# start of DATA PROVIDED
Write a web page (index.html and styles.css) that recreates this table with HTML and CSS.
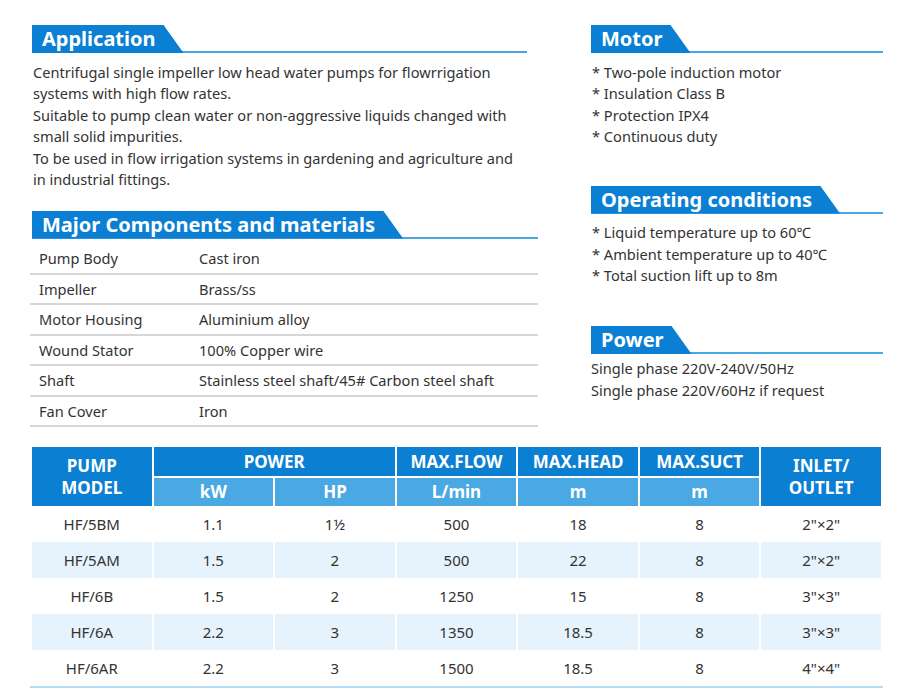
FILE: index.html
```html
<!DOCTYPE html>
<html>
<head>
<meta charset="utf-8">
<link rel="stylesheet" href="styles.css">
</head>
<body>
<div class="page">
  <div class="top">
    <div class="left">
      <section class="app">
        <div class="head"><h2>Application</h2></div>
        <p class="txt">Centrifugal single impeller low head water pumps for flowrrigation systems with high flow rates.<br>Suitable to pump clean water or non-aggressive liquids changed with small solid impurities.<br>To be used in flow irrigation systems in gardening and agriculture and in industrial fittings.</p>
      </section>
      <section class="comp">
        <div class="head"><h2>Major Components and materials</h2></div>
        <div class="mat">
          <div class="row"><span class="k">Pump Body</span><span>Cast iron</span></div>
          <div class="row"><span class="k">Impeller</span><span>Brass/ss</span></div>
          <div class="row"><span class="k">Motor Housing</span><span>Aluminium alloy</span></div>
          <div class="row"><span class="k">Wound Stator</span><span>100% Copper wire</span></div>
          <div class="row"><span class="k">Shaft</span><span>Stainless steel shaft/45# Carbon steel shaft</span></div>
          <div class="row"><span class="k">Fan Cover</span><span>Iron</span></div>
        </div>
      </section>
    </div>
    <div class="right">
      <section>
        <div class="head"><h2>Motor</h2></div>
        <p class="txt list">* Two-pole induction motor<br>* Insulation Class B<br>* Protection IPX4<br>* Continuous duty</p>
      </section>
      <section class="op">
        <div class="head"><h2>Operating conditions</h2></div>
        <p class="txt list">* Liquid temperature up to 60℃<br>* Ambient temperature up to 40℃<br>* Total suction lift up to 8m</p>
      </section>
      <section class="pw">
        <div class="head"><h2>Power</h2></div>
        <p class="txt pwtxt">Single phase 220V-240V/50Hz<br>Single phase 220V/60Hz if request</p>
      </section>
    </div>
  </div>
  <div class="spec-wrap">
    <table class="spec">
      <thead>
        <tr class="h1">
          <th rowspan="2">PUMP<br>MODEL</th>
          <th colspan="2">POWER</th>
          <th>MAX.FLOW</th>
          <th>MAX.HEAD</th>
          <th>MAX.SUCT</th>
          <th rowspan="2">INLET/<br>OUTLET</th>
        </tr>
        <tr class="h2">
          <th>kW</th><th>HP</th><th>L/min</th><th>m</th><th>m</th>
        </tr>
      </thead>
      <tbody>
        <tr><td>HF/5BM</td><td>1.1</td><td>1½</td><td>500</td><td>18</td><td>8</td><td>2"×2"</td></tr>
        <tr class="alt"><td>HF/5AM</td><td>1.5</td><td>2</td><td>500</td><td>22</td><td>8</td><td>2"×2"</td></tr>
        <tr><td>HF/6B</td><td>1.5</td><td>2</td><td>1250</td><td>15</td><td>8</td><td>3"×3"</td></tr>
        <tr class="alt"><td>HF/6A</td><td>2.2</td><td>3</td><td>1350</td><td>18.5</td><td>8</td><td>3"×3"</td></tr>
        <tr><td>HF/6AR</td><td>2.2</td><td>3</td><td>1500</td><td>18.5</td><td>8</td><td>4"×4"</td></tr>
      </tbody>
    </table>
  </div>
</div>
</body>
</html>
```

FILE: styles.css
```css
html, body {
  margin: 0;
  padding: 0;
  background: #fff;
}
body {
  font-family: "Noto Sans", "Open Sans", sans-serif;
  color: #333;
}
.page {
  padding: 25px 0 0 30px;
  width: 855px;
}
.top {
  display: grid;
  grid-template-columns: 508px 292px;
  column-gap: 53px;
}
.head {
  display: flex;
  height: 28px;
  background: linear-gradient(to top, #4aa6e4 2px, transparent 2px);
}
.head h2 {
  margin: 0;
  height: 28px;
  line-height: 28px;
  font-size: 20px;
  font-weight: 700;
  color: #fff;
  background: #0b7fd3;
  padding: 0 28px 0 10px;
  clip-path: polygon(0 0, calc(100% - 20px) 0, 100% 100%, 0 100%);
}
.app {
  width: 495px;
  margin-left: 2px;
}
.comp .head {
  margin-left: 2px;
}
.txt {
  margin: 8.5px 0 0 1px;
  font-size: 14.6px;
  line-height: 21.5px;
}
.comp {
  margin-top: 20px;
}
.mat {
  padding-top: 5.5px;
}
.row {
  display: flex;
  height: 28.5px;
  align-items: center;
  border-bottom: 2px solid #d6d6d6;
  font-size: 14.6px;
}
.row .k {
  width: 160px;
  padding-left: 9px;
}
.right section {
  margin: 0;
}
.right .op {
  margin-top: 38px;
}
.right .pw {
  margin-top: 39.5px;
}
.pwtxt {
  margin-top: 4px;
  margin-left: 0;
}
.spec-wrap {
  margin-top: 20px;
  width: 853px;
  border-bottom: 2px solid #b4dcf6;
}
.spec {
  width: 853px;
  table-layout: fixed;
  border-collapse: separate;
  border-spacing: 2px 0;
}
.spec th {
  color: #fff;
  font-weight: 700;
  font-size: 17px;
  text-align: center;
  padding: 0;
  line-height: 22px;
}
.spec .h1 th {
  background: #0b80d3;
  height: 29px;
  border-bottom: 2px solid #fff;
}
.spec .h1 th[rowspan] {
  border-bottom: 0;
}
.spec .h2 th {
  background: #4aa8e2;
  height: 28px;
}
.spec td {
  text-align: center;
  font-size: 15px;
  height: 36px;
  padding: 0;
  color: #333;
}
.spec .alt td {
  background: #e6f3fd;
}
```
# end of DATA PROVIDED
■ **GIVEN REQUEST**: All lines above with "styles" in them should be returned.

■ **ANSWER TO THIS PROBLEM**:
Write a web page (index.html and styles.css) that recreates this table with HTML and CSS.
<link rel="stylesheet" href="styles.css">
FILE: styles.css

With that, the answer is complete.